Paralititan (pronounced pah-ral-ih-TY-tan and meaning "tidal giant") lived 94 million years ago during the middle of the Cretaceous period of the Mesozoic Era. The long-necked, long-tailed quadruped looked much like the familiar Brontosaurus (formal name Apatosaurus) that lived tens of millions of years earlier, except that its back may have been studded with bony body armor as protection from predators.

The finding was published in the journal Science.

"It was an enormous dinosaur by anybody's reckoning," Smith, who was 29 when he found it, said in an interview.

"We think that a large individual might have massed about 70 tons, 75 tons maybe and it might have approached 100 feet in length. As far as tall, stack four African elephants on top of each other. That's about the height. It would look through a third-story window without much problem."

First runner-up in the weight category

The only dinosaur known to be heavier than Paralititan is Argentinosaurus, which looked much like the new dinosaur (both are classified as titanosaurid sauropods) but is estimated to have been about 7 percent more massive. The remains of only one example of these two colossal dinosaurs exist.

Smith found the partial skeleton preserved in fine-grained sediments full of plant remains and root casts in the Bahariya Oasis in the Sahara desert some 180 miles southwest of Cairo. He said the evidence suggests that the arid Bahariya site once resembled the tropical mangrove coasts of Florida, a low-energy, shallow water area of tidal flats and tidal channels. He compares it to the Everglades.

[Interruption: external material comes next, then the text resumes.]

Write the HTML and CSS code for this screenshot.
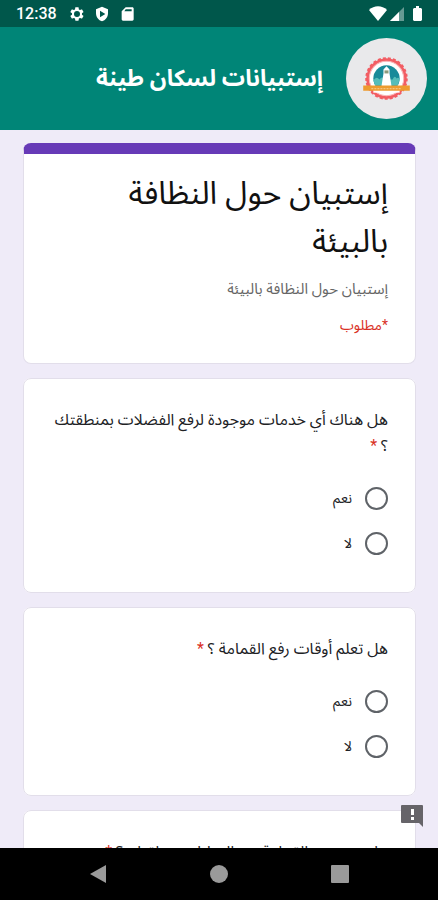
FILE: index.html
```
<!DOCTYPE html>
<html lang="ar">
<head>
    <meta charset="UTF-8">
    <meta name="viewport" content="width=device-width, initial-scale=1.0">
    <title>إستبيانات لسكان طينة</title>
    <link rel="stylesheet" href="styles.css">
</head>
<body>
    <div class="status-bar">
        <span class="clock">12:38</span>
        <svg class="status-icon" viewBox="0 0 24 24"><path fill-rule="evenodd" d="M19.4 13c0-.3.1-.7.1-1s0-.7-.1-1l2.1-1.6c.2-.2.3-.4.1-.7l-2-3.400c-.1-.2-.4-.3-.6-.2l-2.500 1c-.5-.4-1.100-.7-1.700-1l-.4-2.600c0-.3-.2-.5-.5-.5h-4c-.2 0-.5.2-.5.5L9 5.100c-.6.300-1.200.6-1.700 1l-2.500-1c-.2-.1-.5 0-.6.2l-2 3.400c-.1.300 0 .5.100.7L4.500 11v2l-2.200 1.600c-.1.200-.2.400-.1.700l2 3.400c.1.200.4.300.6.200l2.500-1c.5.400 1.100.7 1.700 1l.4 2.600c0 .3.300.5.500.5h4c.3 0 .5-.2.5-.5l.4-2.600c.6-.3 1.200-.6 1.700-1l2.500 1c.2.100.5 0 .6-.2l2-3.400c.2-.3.100-.5-.1-.7zM12 16.500a4.500 4.500 0 1 1 0-9 4.500 4.500 0 0 1 0 9z"/></svg>
        <svg class="status-icon" viewBox="0 0 24 24"><path fill-rule="evenodd" d="M12 1L3 5v6c0 5.500 3.800 10.700 9 12 5.200-1.300 9-6.500 9-12V5zM9 7l8 5-8 5z"/></svg>
        <svg class="status-icon" viewBox="0 0 24 24"><path fill-rule="evenodd" d="M20 2H10L4 8v12c0 1.100.9 2 2 2h14c1.100 0 2-.9 2-2V4c0-1.100-.9-2-2-2zM10 5h9v3H8z"/></svg>
        <div class="signals">
            <svg class="wifi" viewBox="0 0 18 15"><path d="M9 15L0 4C5-1 13-1 18 4z"/></svg>
            <svg class="cell" viewBox="0 0 14 14"><path d="M14 0v14H0z" opacity=".4"/><path d="M9 5v9H0z"/></svg>
            <svg class="battery" viewBox="0 0 9 15"><path d="M3 0h3v2h2l1 1v11l-1 1H1l-1-1V3l1-1h2z"/></svg>
        </div>
    </div>

    <header class="app-bar" dir="rtl">
        <svg class="logo" viewBox="0 0 80 80">
            <circle cx="40" cy="40" r="40" fill="#e9e9eb"/>
            <circle cx="40" cy="40" r="20" fill="#f25d63"/>
            <circle cx="40" cy="40" r="20" fill="none" stroke="#f25d63" stroke-width="2" stroke-dasharray="3 2"/>
            <circle cx="40" cy="40" r="17" fill="#fff" stroke="#f9b6b8"/>
            <circle cx="40" cy="40" r="13" fill="#188a99"/>
            <path d="M27 42q3-5 6-1 3-4 5 0h8q2-5 4-1 2-2 3 1l-2 6H29z" fill="#55bdb9"/>
            <path d="M35 48l2-13v-4l3-3 3 3v4l2 13z" fill="#fff"/>
            <path d="M38 32h4v3h-4z" fill="#8b9a7b"/>
            <path d="M27 50h26v4H27z" fill="#fff"/>
            <path d="M17 47h46v5H17z" fill="#ed9b2f"/>
            <path d="M25 50h30" stroke="#f5c57c" stroke-dasharray="2 1"/>
        </svg>
        <h1 class="app-title">إستبيانات لسكان طينة</h1>
    </header>

    <main class="content" dir="rtl">
        <form class="form">
            <section class="card intro">
                <h2 class="form-title">إستبيان حول النظافة بالبيئة</h2>
                <p class="description">إستبيان حول النظافة بالبيئة</p>
                <p class="required-note">*مطلوب</p>
            </section>

            <fieldset class="card question">
                <legend class="question-text">هل هناك أي خدمات موجودة لرفع الفضلات بمنطقتك ؟ <span class="star">*</span></legend>
                <label class="option"><input type="radio" name="service" value="yes"> نعم</label>
                <label class="option"><input type="radio" name="service" value="no"> لا</label>
            </fieldset>

            <fieldset class="card question">
                <legend class="question-text">هل تعلم أوقات رفع القمامة ؟ <span class="star">*</span></legend>
                <label class="option"><input type="radio" name="times" value="yes"> نعم</label>
                <label class="option"><input type="radio" name="times" value="no"> لا</label>
            </fieldset>

            <fieldset class="card question">
                <legend class="question-text">هل يتم جمع القمامة من المنازل بمنطقتك ؟ <span class="star">*</span></legend>
                <label class="option"><input type="radio" name="homes" value="yes"> نعم</label>
                <label class="option"><input type="radio" name="homes" value="no"> لا</label>
            </fieldset>
        </form>

        <button class="report" type="button" aria-label="الإبلاغ عن مشكلة">
            <svg viewBox="0 0 22 22"><path d="M1 0h20q1 0 1 1v21l-4-4H1q-1 0-1-1V1q0-1 1-1z" fill="#666469"/><path d="M10 4h3v6h-3zM10 12h3v3h-3z" fill="#fff"/></svg>
        </button>
    </main>

    <nav class="nav-bar">
        <button class="nav-button" type="button" aria-label="Back"><svg viewBox="0 0 18 18"><path d="M17 0v18L1 9z"/></svg></button>
        <button class="nav-button" type="button" aria-label="Home"><svg viewBox="0 0 18 18"><circle cx="9" cy="9" r="9"/></svg></button>
        <button class="nav-button" type="button" aria-label="Recent"><svg viewBox="0 0 18 18"><rect width="18" height="18" rx="1"/></svg></button>
    </nav>
</body>
</html>
```
FILE: styles.css
```
* {
    box-sizing: border-box;
}

body {
    font-family: Roboto, "Noto Sans Arabic", "Noto Sans", sans-serif;
    background-color: #efebf8;
    margin: 0;
    height: 100vh;
    display: flex;
    flex-direction: column;
    overflow: hidden;
    color: #202124;
}

.status-bar {
    display: flex;
    align-items: center;
    gap: 9px;
    height: 27px;
    padding: 0 16px;
    background-color: #00574b;
    color: #fff;
    fill: #fff;
}

.clock {
    font-size: 16px;
    font-weight: 500;
    margin-right: 3px;
}

.status-icon {
    width: 16px;
    height: 16px;
}

.signals {
    display: flex;
    align-items: center;
    gap: 3px;
    margin-left: auto;
}

.wifi {
    width: 18px;
    height: 15px;
}

.cell {
    width: 14px;
    height: 14px;
}

.battery {
    width: 9px;
    height: 15px;
    margin-left: 6px;
}

.app-bar {
    display: flex;
    align-items: center;
    gap: 23px;
    height: 103px;
    padding: 0 11px;
    background-color: #008577;
    color: #fff;
}

.logo {
    width: 81px;
    height: 81px;
}

.app-title {
    margin: 0;
    font-size: 23px;
    font-weight: bold;
}

.content {
    position: relative;
    flex: 1;
    min-height: 0;
    overflow: hidden;
}

.form {
    display: flex;
    flex-direction: column;
    gap: 14px;
    padding: 13px 22px 13px 23px;
}

.card {
    min-width: 0;
    margin: 0;
    padding: 28px 27px 26px;
    background-color: #fff;
    border: 1px solid #e2deea;
    border-radius: 8px;
}

.intro {
    border-top: 11px solid #673ab7;
    padding-top: 15px;
}

.form-title {
    margin: 0;
    font-size: 32px;
    font-weight: normal;
    line-height: 48px;
    color: #111;
}

.description,
.required-note {
    margin: 12px 0 0;
    font-size: 15px;
    line-height: 24px;
    color: #666;
}

.required-note {
    font-size: 14px;
    color: #d93025;
}

.question-text {
    float: right;
    width: 100%;
    padding: 0;
    margin-bottom: 17px;
    font-size: 16px;
    line-height: 26px;
}

.star {
    color: #d93025;
}

.option {
    clear: both;
    display: flex;
    align-items: center;
    gap: 13px;
    height: 45px;
    font-size: 14px;
}

.option input {
    appearance: none;
    width: 23px;
    height: 23px;
    margin: 0;
    border: 2px solid #5f6368;
    border-radius: 50%;
}

.option input:checked {
    border: 7px solid #673ab7;
}

.report {
    position: absolute;
    right: 15px;
    bottom: 21px;
    width: 22px;
    height: 22px;
    padding: 0;
    border: none;
    background: none;
    cursor: pointer;
}

.nav-bar {
    display: flex;
    align-items: center;
    justify-content: center;
    gap: 103px;
    height: 52px;
    background-color: #000;
}

.nav-button {
    width: 18px;
    height: 18px;
    padding: 0;
    border: none;
    background: none;
    fill: #9a9a9a;
}

.nav-button svg,
.report svg {
    display: block;
}
```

And based in part on Stromer's earlier finding of three massive carnivorous dinosaurs at the site, Smith said the area must have been teeming with life.

Smith believes the massive herbivore was standing on the edge of a tidal channel in very shallow water when it died.

His team also found evidence that the carcass had been scavenged by a flesh-eating dinosaur, including a tooth that may come from Carcharodontosaurus, whose name means "shark-tooth lizard" and whose size, 45 feet long, was comparable to Tyrannosaurus rex. In addition, the pelvis was ripped apart as if it had been eaten.

It's unclear whether Paralititan lost a life-or-death struggle with the predator or became a meal after dying for other reasons, Smith said. "All we know is that the animal died and somebody came along and munched on it."

Partial remains found

Smith said the skeleton of Paralititan is only 20 to 25 percent complete. Most impressive is a humerus (upper forelimb bone) that measures 6 foot, 7 inches long. The remains also include several vertebrae, ribs and both shoulder blades. The Penn team also found fossils of fish, sharks, turtles, marine reptiles and other dinosaurs.

Dumb luck played a role in the discovery, Smith admits. He and University of Pennsylvania graduate student Matthew Lamanna, who at age 25 is a co-author of the study, dreamed up the idea of finding the sites that had been so productive for Stromer, who worked there extensively starting in 1911.

Smith said in 1999 he tagged along on another Penn expedition to Egypt and was given all of two days to search for dinosaurs. Another problem was finding the Stromer's exact site because he did not leave behind any maps or directions.

Scientific literature found in Cairo pointed the way, but Smith ended up in the wrong place anyway. But as luck would have it, on Feb. 23, 1999, Smith spotted from the window of his Toyota Land Cruiser three pieces of Paralititan's forelimb.

He said he may have stumbled on "dinosaur heaven," adding: "Nobody thought for a second that we'd find anything, including me. Paralititan was the first thing we found the first morning we looked. It's just ridiculous."